Make the crust: Mix the flour, sugar, and a pinch of salt. Cut up the cold butter into chunks and work into flour and sugar, until you have pea-sized chunks. Try to use a squeezing rather than a rubbing action, so you don't heat up the butter too much. Add 2-3 oz cold water and mix to combine. I used almost 3 oz, but the dough was a little to sticky.

Form into a flat disk, wrap in plastic wrap, and refrigerate for 15 minutes.

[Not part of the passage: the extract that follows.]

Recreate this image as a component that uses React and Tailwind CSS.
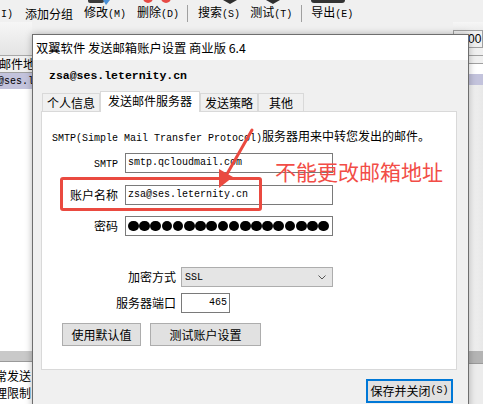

Roll and blind bake the crust: Flour your counter and rolling pin, and roll out the dough until it's about as thick as pie crust. To get it onto the tart pan, roll it onto your rolling pin and then unroll it over the pan. Trim the dough, leaving a little bit of overlap around the edges to account for shrinkage.

Cover with the dough with tin foil and add the pie weights. Bake for 15-20 minutes at 375°F. Remove the tin foil and weights.

Assemble the tart: Meanwhile, mix all of the filling ingredients together - I used a tsp or two of finely chopped fresh rosemary. Add both the juice and the zest of the lemon. Taste it and adjust with salt, honey, and lemon juice if necessary. There should be a subtle sweetness.

Pour the mix into the tart shell and bake for 30-35 minutes. The crust should be golden brown. Allow to cool on a rack, then trim the crust to be level with the filling. (Emily saved the extra bits of crust for her morning tea the next day.) Cut into slices and serve with a drizzle of honey.

This can be served at any temperature, but I think it'd be best served warm with a quenelle of ice cream or crème fraîche.


Update: This didn't set up the second time I made this, not sure why. I'll update this post if I figure out the issue.